In our primitive community there were no trades, no professions. Every man was his own farmer, blacksmith, gunsmith, carpenter, cobbler, miller, tinker. Someone in his family, or a near neighbor, served him as barber and dentist, and would make him a coffin when he died. One farmer was also the wagoner of the district, as well as storekeeper, magistrate, veterinarian, and accoucheur. He also owned the only “tooth-pullers” in the settlement: a pair of universal forceps that he designed, forged, filed out, and wielded with barbaric grit. His wife kept the only boarding-house for leagues around. Truly, an accomplished couple!

About two-thirds of our householders owned their homes. Of the remainder about three-fifths were renters and two-fifths were squatters, in the sense that these last were permitted to occupy ground for the sake of reporting trespass and putting out fires—or, maybe, to prevent them doing both. Nearly all of the wild land belonged to Northern timber companies who had not yet begun operations (they have done so within the past three years).

Titles were confused, owing to careless surveys, or guesswork, in the past. Many boundaries overlapped, and there were bits of no-man’s land here and there, covered by no deed and subject to entry by anyone who discovered them. Our old frontier always was notorious for happy-go-lucky surveys and neglect to make legal entry of claims. Thus Boone lost the fairest parts of the Kentucky he founded, and was ejected and sent adrift. In our own time, overlapping boundaries have led to bitter litigation and murderous feuds.
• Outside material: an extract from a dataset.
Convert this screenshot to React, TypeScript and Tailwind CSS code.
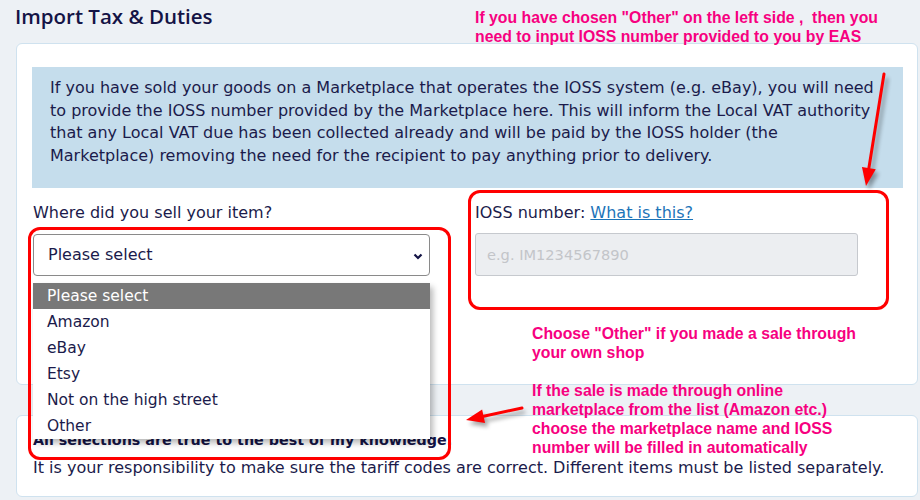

As our territory was sparsely occupied, there were none of those “perpendicular farms” so noticeable in older settlements near the river valleys, where men plow fields as steep as their own house roofs and till with the hoe many an acre that is steeper still. John Fox tells of a Kentucky farmer who fell out of his own cornfield and broke his neck. I have seen fields in Carolina where this might occur, as where a forty-five degree slope is tilled to the brink of a precipice. A woman told me: “I’ve hoed corn many a time on my knees—yes, I have;” and another: “Many’s the hill o’ corn I’ve propped up with a rock to keep it from fallin’ down-hill.”[1]

Even in our new region many of the fields suffered quickly from erosion. When a forest is cleared there is a spongy humus on the ground surface that is extremely rich, but this washes away in a single season. The soil beneath is good, but thin on the hillsides, and its soluble, fertile ingredients soon leach out and vanish. Without terracing, which I have never seen practiced in the mountains of the South, no field with a surface slope of more than ten degrees (about two feet in ten) will last more than a few years. As one of my neighbors put it: “Thar, I’ve cl’ared me a patch and grubbed hit out—now I can raise me two or three severe craps!”

“Then what?” I asked.

“When corn won’t grow no more I can turn the field into grass a couple o’ years.”

“Then you’ll rotate, and grow corn again?”

“La, no! By that time the land will be so poor hit wouldn’t raise a cuss-fight.”